KAPITAL

La Poste nourrit le démon du jeu

Les guichetiers du Géant jaune encouragent les clients à dépenser de grosses sommes d’argent en billets de loterie. Encore plus intrusive que le télémarketing, cette pratique ralentit les queues et pose des problèmes éthiques. Enquête.

Longtemps réservés aux enfants, ravis d’ouvrir chaque jour une fenêtre, les calendriers de l’Avent ont bien évolué. Les images sacrées ont été remplacées par des friandises ou, mieux encore, par des petits cadeaux. Les adultes ont désormais aussi les leurs. En décembre, ceux-ci deviennent des «must have» de la décoration intérieure. Oubliée, la référence religieuse, le petit Jésus dans sa crèche est remplacé, ici par une boîte de caviar, là par un gros billet.

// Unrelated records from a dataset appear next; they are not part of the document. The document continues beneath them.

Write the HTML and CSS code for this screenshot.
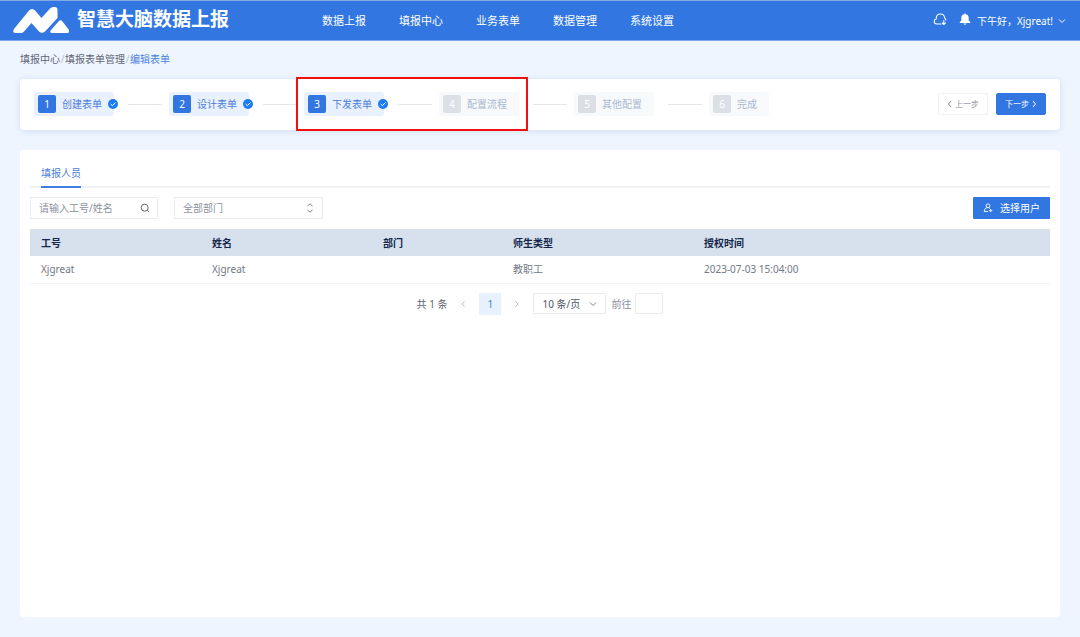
FILE: index.html
```html
<!DOCTYPE html>
<html lang="zh-CN">
<head>
<meta charset="utf-8">
<meta name="viewport" content="width=device-width, initial-scale=1">
<title>智慧大脑数据上报</title>
<link rel="stylesheet" href="styles.css">
</head>
<body>
<header class="header">
  <a class="brand" href="#">
    <svg class="brand-mark" viewBox="0 0 56 26" aria-hidden="true">
      <path d="M1 22 16 3.500Q19 .5 22 3.500L28.500 11 37 1.500Q38.500 0 40 0H42Q44.500 0 44.500 3V11L32 24.500Q29 27 26 24.500L18.500 16 11 24.500Q9.500 26 8 26H2Q-1 26 1 22Z" fill="#fff"/>
      <path d="M45.500 14.500Q47.500 12 49.500 14.500L56 23Q57 26 54 26H39Q36 26 38 23Z" fill="#fff"/>
    </svg>
    <span class="brand-name">智慧大脑数据上报</span>
  </a>
  <nav class="nav">
    <a href="#">数据上报</a>
    <a href="#">填报中心</a>
    <a href="#">业务表单</a>
    <a href="#">数据管理</a>
    <a href="#">系统设置</a>
  </nav>
  <div class="tools">
    <button class="tool glyph" type="button" aria-label="下载">
      <svg class="icon-cloud" viewBox="0 0 14 14" fill="none" stroke="#fff" stroke-width="1.100" stroke-linecap="round" stroke-linejoin="round" aria-hidden="true"><path d="M8 12H4Q1.200 12 1.200 9.500 1.200 7.500 3.200 7 3 2 7.500 2 11.300 2 11.800 6.200 12.600 6.800 12.800 8"/><path d="M10.800 8.500v4M9.300 11l1.500 1.500 1.500-1.500"/></svg>
    </button>
    <button class="tool glyph" type="button" aria-label="通知">
      <svg class="icon-bell" viewBox="0 0 12 12" fill="#fff" aria-hidden="true"><path d="M5.300 1.200V.5h1.400v.7C9 1.600 9.700 3 9.700 5v2.500L11.200 9v.9H.8V9L2.300 7.500V5C2.300 3 3 1.600 5.300 1.200ZM4.600 10.500h2.800Q7.200 11.700 6 11.700T4.600 10.500Z"/></svg>
    </button>
    <button class="tool user" type="button">
      <span>下午好，Xjgreat!</span>
      <svg class="icon-small" viewBox="0 0 8 8" fill="none" stroke="#fff" aria-hidden="true"><path d="M1 2.500 4 5.500 7 2.500"/></svg>
    </button>
  </div>
</header>

<nav class="crumbs" aria-label="面包屑">
  <a href="#">填报中心</a><span class="slash">/</span><a href="#">填报表单管理</a><span class="slash">/</span><a class="current" href="#">编辑表单</a>
</nav>

<main class="main">
  <section class="card wizard">
    <ol class="steps">
      <li class="step done"><span class="num">1</span><span>创建表单</span><svg class="check" viewBox="0 0 10 10" aria-hidden="true"><circle cx="5" cy="5" r="5" fill="#1b7cf5"/><path d="M2.700 5.100 4.400 6.700 7.500 3.600" fill="none" stroke="#fff"/></svg></li>
      <li class="step done"><span class="num">2</span><span>设计表单</span><svg class="check" viewBox="0 0 10 10" aria-hidden="true"><circle cx="5" cy="5" r="5" fill="#1b7cf5"/><path d="M2.700 5.100 4.400 6.700 7.500 3.600" fill="none" stroke="#fff"/></svg></li>
      <li class="step done"><span class="num">3</span><span>下发表单</span><svg class="check" viewBox="0 0 10 10" aria-hidden="true"><circle cx="5" cy="5" r="5" fill="#1b7cf5"/><path d="M2.700 5.100 4.400 6.700 7.500 3.600" fill="none" stroke="#fff"/></svg></li>
      <li class="step"><span class="num">4</span><span>配置流程</span></li>
      <li class="step"><span class="num">5</span><span>其他配置</span></li>
      <li class="step"><span class="num">6</span><span>完成</span></li>
    </ol>
    <div class="wizard-actions">
      <button class="btn" type="button"><svg class="icon-tiny" viewBox="0 0 6 8" fill="none" stroke="currentColor" aria-hidden="true"><path d="M4 1 1.500 4 4 7"/></svg>上一步</button>
      <button class="btn primary" type="button">下一步<svg class="icon-tiny" viewBox="0 0 6 8" fill="none" stroke="currentColor" aria-hidden="true"><path d="M2 1 4.500 4 2 7"/></svg></button>
    </div>
    <div class="highlight"></div>
  </section>

  <section class="card panel">
    <div class="tabs"><button class="tab" type="button">填报人员</button></div>
    <div class="filters">
      <div class="field search">
        <input class="control" type="text" placeholder="请输入工号/姓名" aria-label="请输入工号/姓名">
        <svg class="field-icon" viewBox="0 0 10 10" fill="none" stroke="#606672" aria-hidden="true"><circle cx="4.700" cy="4.700" r="3.500"/><path d="M7.200 7.200 9 9"/></svg>
      </div>
      <div class="field dept">
        <select class="control" aria-label="部门"><option>全部部门</option></select>
        <svg class="field-icon" viewBox="0 0 10 10" fill="none" stroke="#7c828e" aria-hidden="true"><path d="M2.500 3 5 .8 7.500 3M2.500 7 5 9.200 7.500 7"/></svg>
      </div>
      <button class="pick" type="button">
        <svg class="icon-user" viewBox="0 0 10 10" fill="none" stroke="#fff" stroke-width=".9" aria-hidden="true"><circle cx="5" cy="2.800" r="1.900"/><path d="M3.800 4.700Q1.200 5.500 1.200 8.500H5M5.700 5Q6.500 5.200 7 5.700M7.700 6v3.200M6.100 7.600h3.200"/></svg>
        选择用户
      </button>
    </div>
    <table class="table">
      <colgroup><col class="c1"><col class="c1"><col class="c2"><col class="c3"><col></colgroup>
      <thead><tr><th>工号</th><th>姓名</th><th>部门</th><th>师生类型</th><th>授权时间</th></tr></thead>
      <tbody><tr><td>Xjgreat</td><td>Xjgreat</td><td></td><td>教职工</td><td>2023-07-03 15:04:00</td></tr></tbody>
    </table>
    <div class="pager">
      <span class="total">共 1 条</span>
      <button class="page" type="button" aria-label="上一页" disabled><svg class="icon-tiny" viewBox="0 0 6 8" fill="none" stroke="#b5bac4" aria-hidden="true"><path d="M4.500 1.500 2 4 4.500 6.500"/></svg></button>
      <button class="page active" type="button">1</button>
      <button class="page" type="button" aria-label="下一页" disabled><svg class="icon-tiny" viewBox="0 0 6 8" fill="none" stroke="#b5bac4" aria-hidden="true"><path d="M1.500 1.500 4 4 1.500 6.500"/></svg></button>
      <div class="field size">
        <select class="control" aria-label="每页条数"><option>10 条/页</option></select>
        <svg class="field-icon" viewBox="0 0 10 10" fill="none" stroke="#7c828e" aria-hidden="true"><path d="M2 3.500 5 6.500 8 3.500"/></svg>
      </div>
      <label class="goto">前往<input class="control jump" type="text"></label>
    </div>
  </section>
</main>
</body>
</html>
```
FILE: styles.css
```css
* { box-sizing: border-box; }

body {
  margin: 0;
  min-height: 100vh;
  display: flex;
  flex-direction: column;
  background: #eef5ff;
  color: #606672;
  font: 10px/16px "Noto Sans", "Noto Sans CJK SC", sans-serif;
}

a { color: inherit; text-decoration: none; }
button, input, select { font: inherit; color: inherit; margin: 0; }
button { border: 0; padding: 0; background: none; cursor: pointer; white-space: nowrap; }
svg { flex: none; display: block; }

.header {
  display: flex;
  align-items: center;
  height: 41px;
  padding: 0 14px 0 13px;
  background: #3176e1;
  border-top: 1px solid #82a9e6;
  border-bottom: 1px solid #7ba7ec;
  color: #fff;
}
.brand { display: flex; align-items: center; gap: 8px; width: 309px; padding-bottom: 2px; }
.brand-mark { width: 56px; height: 26px; }
.brand-name { font-size: 19px; line-height: 24px; font-weight: 700; padding-bottom: 2px; }
.nav { display: flex; gap: 33px; font-size: 11px; }
.tools { display: flex; align-items: center; gap: 12px; margin-left: auto; }
.tool { display: flex; align-items: center; }
.glyph { padding-bottom: 4px; }
.user { gap: 5px; margin-left: -6px; }
.icon-cloud { width: 14px; height: 14px; }
.icon-bell { width: 12px; height: 12px; }
.icon-small { width: 8px; height: 8px; }
.icon-tiny { width: 6px; height: 8px; }

.crumbs { display: flex; padding: 10px 20px 12px; }
.slash { width: 5px; text-align: center; color: #b8c0cc; }
.current { color: #4a80e0; }

.main { flex: 1; display: flex; flex-direction: column; gap: 20px; padding: 0 20px 20px; }
.card { background: #fff; border-radius: 4px; }

.wizard {
  position: relative;
  display: flex;
  align-items: center;
  justify-content: space-between;
  height: 51px;
  padding: 0 14px 2px;
  box-shadow: 0 1px 6px #cfdcf2;
}
.steps { display: flex; margin: 0; padding: 0; list-style: none; }
.step {
  position: relative;
  display: flex;
  align-items: center;
  gap: 6px;
  height: 24px;
  margin-right: 55px;
  padding: 0 12px 0 4px;
  border-radius: 3px;
  background: #f8f9fb;
  color: #a9bad2;
}
.step:not(:last-child)::after {
  content: "";
  position: absolute;
  left: calc(100% + 14px);
  top: 12px;
  width: 34px;
  height: 1px;
  background: #e4e6e9;
}
.num {
  width: 18px;
  height: 18px;
  border-radius: 2px;
  background: #dcdfe6;
  color: #fff;
  line-height: 18px;
  text-align: center;
}
.done { background: #eaf1fe; color: #4a7dda; }
.done .num { background: #3176e1; }
.check { position: absolute; right: -4px; top: 7px; width: 10px; height: 10px; }

.wizard-actions { display: flex; gap: 8px; }
.btn {
  display: flex;
  align-items: center;
  justify-content: center;
  gap: 2px;
  width: 50px;
  height: 22px;
  border: 1px solid #f2f3f5;
  border-radius: 2px;
  color: #8b919c;
  font-size: 8px;
}
.primary { background: #3176e1; border-color: #3176e1; color: #fff; }
.highlight {
  position: absolute;
  left: 276px;
  top: -2px;
  width: 232px;
  height: 54px;
  border: 2px solid #f01010;
  pointer-events: none;
}

.panel { flex: 1; padding: 13px 10px; }
.tabs { height: 25px; padding: 0 11px; border-bottom: 2px solid #f1f2f4; }
.tab { height: 25px; padding-bottom: 3px; border-bottom: 2px solid #3f7ee5; color: #4a80e0; }
.filters { display: flex; gap: 16px; padding: 9px 0 10px; }
.field { position: relative; height: 22px; }
.control {
  appearance: none;
  width: 100%;
  height: 100%;
  padding: 0 8px;
  border: 1px solid #e8eaf0;
  border-radius: 1px;
  background: #fff;
  outline: 0;
  color: #8b919c;
}
.control::placeholder { color: #8b919c; opacity: 1; }
.field-icon { position: absolute; right: 8px; top: 6px; width: 10px; height: 10px; pointer-events: none; }
.search { width: 128px; }
.dept { width: 149px; }
.pick {
  display: flex;
  align-items: center;
  gap: 7px;
  height: 22px;
  margin-left: auto;
  padding: 0 10px;
  border-radius: 1px;
  background: #3176e1;
  color: #fff;
}
.icon-user { width: 10px; height: 10px; }

.table { width: 100%; table-layout: fixed; border-collapse: collapse; text-align: left; }
.c1 { width: 171px; }
.c2 { width: 130px; }
.c3 { width: 191px; }
.table th, .table td { height: 27px; padding: 0 11px; }
.table th { background: #d6e1ed; color: #14264a; font-weight: 700; }
.table td { border-bottom: 1px solid #f1f3f6; color: #727985; }

.pager { display: flex; align-items: center; justify-content: center; padding-top: 9px; }
.total { margin-right: 5px; }
.page { display: flex; align-items: center; justify-content: center; width: 22px; height: 22px; margin-right: 5px; }
.active { background: #e8f2ff; color: #4a80e0; }
.size { width: 73px; height: 21px; margin-right: 5px; }
.size .control { color: #505661; }
.goto { display: flex; align-items: center; gap: 4px; color: #8b919c; }
.jump { width: 28px; height: 21px; }
```
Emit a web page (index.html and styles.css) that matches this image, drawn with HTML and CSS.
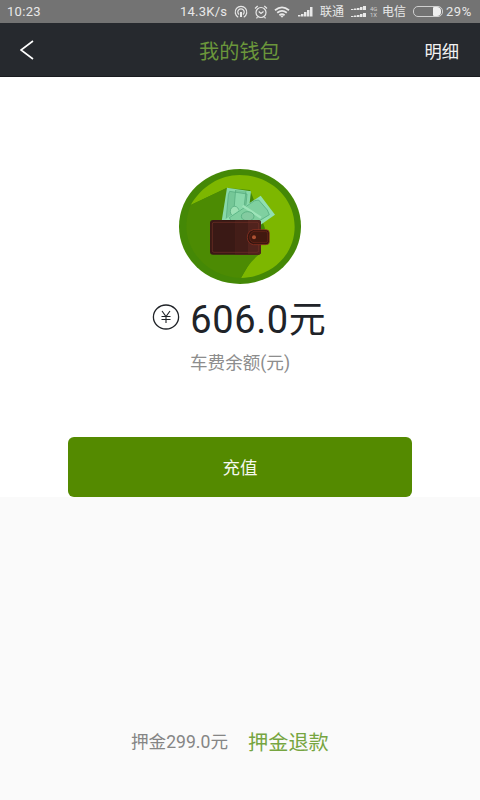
FILE: index.html
```
<!DOCTYPE html>
<html lang="zh-CN">
<head>
<meta charset="utf-8">
<title>我的钱包</title>
<link rel="stylesheet" href="styles.css">
</head>
<body>
<div class="status">
  <span class="time">10:23</span>
  <span class="speed">14.3K/s</span>
  <svg class="hotspot" width="14" height="14" viewBox="0 0 14 14" fill="none" stroke="currentColor" stroke-width="1.2"><path d="M4.2 12.200a5.800 5.800 0 1 1 5.600 0M5 9.500a3.200 3.200 0 1 1 4 0"/><path d="M7 7v5" stroke-width="2"/></svg>
  <svg class="alarm" width="14" height="14" viewBox="0 0 14 14" fill="none" stroke="currentColor" stroke-width="1.2"><circle cx="7" cy="7.500" r="5"/><path d="M1 3.500 3.700 1M13 3.500 10.300 1M4.700 6.500 7 8.400 9.500 6.500M3.500 12l-1 1.300M10.500 12l1 1.300"/></svg>
  <svg class="wifi" width="16" height="12" viewBox="0 0 16 12" fill="none" stroke="currentColor" stroke-width="1.8"><path d="M1 4.200q7-5.600 14 0M3.200 6.800q4.800-3.800 9.600 0M5.400 9.200q2.600-2 5.200 0"/><path d="m6 9.500 2 2.300 2-2.300z" fill="currentColor" stroke="none"/></svg>
  <svg class="signal" width="15" height="11" viewBox="0 0 15 11" fill="currentColor"><path d="M0 9h2.500v1.500H0zM3 8h2.500v2.500H3zM6 6h2.500v4.500H6zM9 4h2.500v6.500H9zM12 1h2.500v9.500H12z"/></svg>
  <span class="carrier">联通</span>
  <svg class="dual" width="16" height="13" viewBox="0 0 16 13" fill="currentColor"><path d="M0 4h2.500v1H0zM3 3.500h2.500V5H3zM6 3h2.500v2H6zM9 2h2.500v3H9zM12 1h3v4h-3zM0 11h2.500v1H0zM3 10.500h2.500V12H3zM6 10h2.500v2H6zM9 9h2.500v3H9zM12 8h3v4h-3z"/></svg>
  <span class="net"><span>4G</span><span>1X</span></span>
  <span class="telecom">电信</span>
  <span class="battery"><span class="level"></span></span>
  <span class="percent">29%</span>
</div>
<header class="header">
  <svg class="back" width="14" height="20" viewBox="0 0 14 20" fill="none" stroke="currentColor" stroke-width="1.6"><path d="M13 1 1 10l12 9"/></svg>
  <h1 class="title">我的钱包</h1>
  <span class="detail">明细</span>
</header>
<main class="wallet">
  <svg class="picture" width="122" height="115" viewBox="27 27 366 345" preserveAspectRatio="none">
    <ellipse cx="210" cy="199.500" rx="183" ry="172.500" fill="#448806"/>
    <path d="M62 135C96 78 150 45 208 45C301 45 374 114 374 200C374 286 303 351 213 354L255 283L285 205L240 90L170 84Z" fill="#7db700"/>
    <path d="M62 135 170 84 200 180 272 200 268 283Q232 312 213 354C125 352 51 286 49 201Q49 166 62 135Z" fill="#4c8b03"/>
    <path d="m171 83 72 11-11 96h-78z" fill="#89d8aa"/>
    <path d="m179 94 52 8-8 82h-55l7-80zM197 90l-8 92h28l11-88" fill="#75c797" stroke="#51a77a" stroke-width="2"/>
    <ellipse cx="194" cy="154" rx="13" ry="15" fill="#9de1b5" stroke="#4da578" stroke-width="2"/>
    <path d="m272 107 43 57-43 30H158l8-16z" fill="#91dfb1"/>
    <path d="m266 120-12 2-76 51 10 18h66l44-27-6-14z" fill="#7fd0a0" stroke="#4ba477" stroke-width="2"/>
    <path d="m218 137 55 36" stroke="#9ee4b9" stroke-width="7"/>
    <ellipse cx="233" cy="169" rx="19" ry="14" fill="#83cba0" stroke="#4ba477" stroke-width="2"/>
    <rect x="120" y="180" width="153" height="104" rx="9" fill="#3a1915"/>
    <path d="M196 180h68q9 0 9 9v86q0 9-9 9h-68z" fill="#51231d"/>
    <path d="M157 180h77v102h-37V182h-40z" fill="#2c1512" opacity=".35"/>
    <rect x="127" y="187" width="139" height="90" rx="5" fill="none" stroke="#713027" stroke-width="2"/>
    <path d="M250 209h38q10 0 10 10v26q0 9-10 9h-38q-18-4-18-22t18-23z" fill="#351610" stroke="#9a3523" stroke-width="2"/>
    <path d="M252 214h35q6 0 6 7v21q0 6-6 6h-35q-13-3-13-16t13-18z" fill="#42190f" stroke="#712719" stroke-width="2"/>
    <circle cx="252" cy="232" r="6" fill="#ad5132"/>
  </svg>
  <div class="amount">
    <svg class="coin" width="28" height="28" viewBox="0 0 28 28" fill="none" stroke="currentColor" stroke-width="1.300"><ellipse cx="14" cy="14" rx="12.600" ry="12"/><path d="m10 8 4 5.500L18 8M14 13.500V20M9.500 13.500h9M9.500 16.500h9" stroke-width="1.100"/></svg>
    <span class="number">606.0</span><span class="yuan">元</span>
  </div>
  <p class="caption">车费余额(元)</p>
  <button class="recharge">充值</button>
</main>
<footer class="deposit">
  <span class="held">押金299.0元</span>
  <a class="refund">押金退款</a>
</footer>
</body>
</html>
```
FILE: styles.css
```
* { box-sizing: border-box; }
body {
  margin: 0;
  width: 480px;
  height: 800px;
  display: flex;
  flex-direction: column;
  background: #fafafa;
  font-family: Roboto, "Noto Sans CJK SC", sans-serif;
  overflow: hidden;
}
svg { display: block; flex: none; }
.status {
  height: 23px;
  display: flex;
  align-items: center;
  padding: 0 0 0 7px;
  background: #737373;
  color: #e8e8e8;
  font-size: 12px;
  line-height: 22px;
  white-space: nowrap;
}
.time { width: 173px; font-size: 13px; letter-spacing: .3px; }
.speed { width: 54px; font-size: 13px; letter-spacing: .25px; }
.alarm { margin-left: 6px; }
.wifi { margin-left: 6px; }
.signal { margin-left: 8px; }
.carrier { margin-left: 7px; width: 31px; }
.net {
  display: flex;
  flex-direction: column;
  width: 15px;
  padding-left: 3px;
  font-size: 6px;
  line-height: 6px;
  color: #d0d0d0;
}
.battery {
  width: 30px;
  height: 11px;
  margin-left: 7px;
  border: 1px solid #cfcfcf;
  border-radius: 5px;
  padding: 0 1px;
  display: flex;
  justify-content: flex-end;
}
.level { width: 8px; background: #efefef; border-radius: 1px 4px 4px 1px; }
.percent { margin-left: 3px; font-size: 13px; letter-spacing: .5px; }
.header {
  height: 54px;
  display: grid;
  grid-template-columns: 100px 1fr 100px;
  align-items: center;
  padding: 2px 21px 0 20px;
  background: #26292e;
  border-bottom: 1px solid #191b1f;
  color: #fff;
}
.back { margin-top: -2px; }
.title { margin: 2px 0 0; text-align: center; color: #6b963b; font-size: 20.2px; font-weight: 400; line-height: 28px; }
.detail { margin-top: 2px; text-align: right; color: #f2f2f2; font-size: 17.300px; line-height: 28px; }
.wallet {
  height: 420px;
  display: flex;
  flex-direction: column;
  align-items: center;
  padding-top: 92px;
  background: #fff;
}
.amount {
  display: flex;
  align-items: center;
  height: 48px;
  margin-top: 11px;
  color: #202328;
  line-height: 48px;
}
.coin { margin: -4px 0 0 -2px; }
.number { margin: 2px 0 0 10px; font-size: 38px; letter-spacing: .6px; }
.yuan { margin-top: 4px; font-size: 37px; font-weight: 400; }
.caption { margin: 8px 0 0; color: #8d8d8d; font-size: 17.600px; font-weight: 400; line-height: 24px; }
.recharge {
  width: 344px;
  height: 60px;
  margin-top: 62px;
  padding: 2px 0 0;
  border: 0;
  border-radius: 6px;
  background: #548a00;
  color: #f4f8ee;
  font: 400 17.500px/58px Roboto, "Noto Sans CJK SC", sans-serif;
}
.deposit {
  display: flex;
  align-items: center;
  height: 30px;
  margin-top: 229px;
  padding-left: 131px;
}
.held { width: 117px; margin-top: -1px; color: #858585; font-size: 17.600px; font-weight: 400; }
.refund { color: #76a540; font-size: 20.2px; font-weight: 400; }
```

Face à l’abondance de l’offre, que choisir? L’autre jour, la Poste a tenté de faciliter mon choix.

Le bureau postal que je fréquente est menacé de disparition. Pour contribuer à son maintien (suis-je naïve?), je renonce aux paiements en ligne et me déplace au guichet. Ce jour-là, la file d’attente avance particulièrement lentement. Devant moi, agacé, un monsieur secoue la tête alors que l’employée, impassible, échange un long discours avec sa cliente.

«Vous connaissez Le Billet Le Million», ça vous intéresse?». Voilà donc l’explication au ralentissement du service. À ses usagers, le Géant jaune propose en ce moment d’acquérir, pour 100 francs, un calendrier de l’Avent à même de les transformer en Crésus.

En curieuse, je me suis rendue dans quelques offices pour y cueillir les réactions des personnes sollicitées. L’éventail est étendu, de ceux qui connaissent déjà à ceux qui veulent se donner du temps pour réfléchir, en passant par le jeune homme qui répond «ça a l’air pas mal, j’en prends un». Je n’ai entendu qu’une seule personne répondre sèchement «moi, je ne joue pas».

À Moutier, une petite localité particulièrement touchée par le chômage, l’employée est très étonnée du succès remporté. «On a presque tout vendu. Quand on les a reçus, je ne pensais pas qu’en période de crise ça allait aussi bien marcher», admet-elle. Personnes âgées et sans emplois composent une part non négligeable de sa clientèle. Une population encline à rêver de fortune miraculeuse et donc à jouer.

Inciter au jeu, une démarche bien peu éthique de la part d’un service publique. Contactée téléphoniquement, Nathalie Salamin, attachée de presse francophone de la Poste, m’explique le pourquoi d’une telle prestation. «Nos bureaux sont de moins en moins fréquentés. Vous connaissez notre situation, nous devons trouver de nouvelles sources de financement dans un marché en décroissance. Nous avons divers produits qui nous permettent de faire du bénéfice. C’est une stratégie commerciale.» L’an passé, ceux-ci ont généré 400 millions de chiffre d’affaires et un bénéfice de 20 millions.

Revenons à nos millions! La vente de ces billets de loterie n’offusque en rien mon interlocutrice, qui fait allusion à leur vente sporadique aux guichets, et qui refuse d’introduire une distinction entre la vente de vignettes pour vélos ou autos et un calendrier onéreux pas vraiment indispensable. Pour gagner des millions, la Poste n’est-elle pas en train de perdre son âme?

Du côté de la Loterie romande, pas d’aveu non plus de sacrilège avec un tel calendrier de l’Avent. Pour Jean-Luc Moner-Banet, son directeur, Le Billet Le Million «C’est un jeu très fédérateur, car il évoque le Noël de notre enfance».

Le calendrier de l’Avent de la commune jurassienne de Develier va lui aussi susciter des souvenirs d’enfance, pour le coup non monnayables… mais certainement impérissables. Durant 24 jours, à tour de rôle, ce sont autant de maisons de la localité qui vont s’illuminer et inviter la population à venir fraterniser, en partageant chaque soir le verre de l’amitié.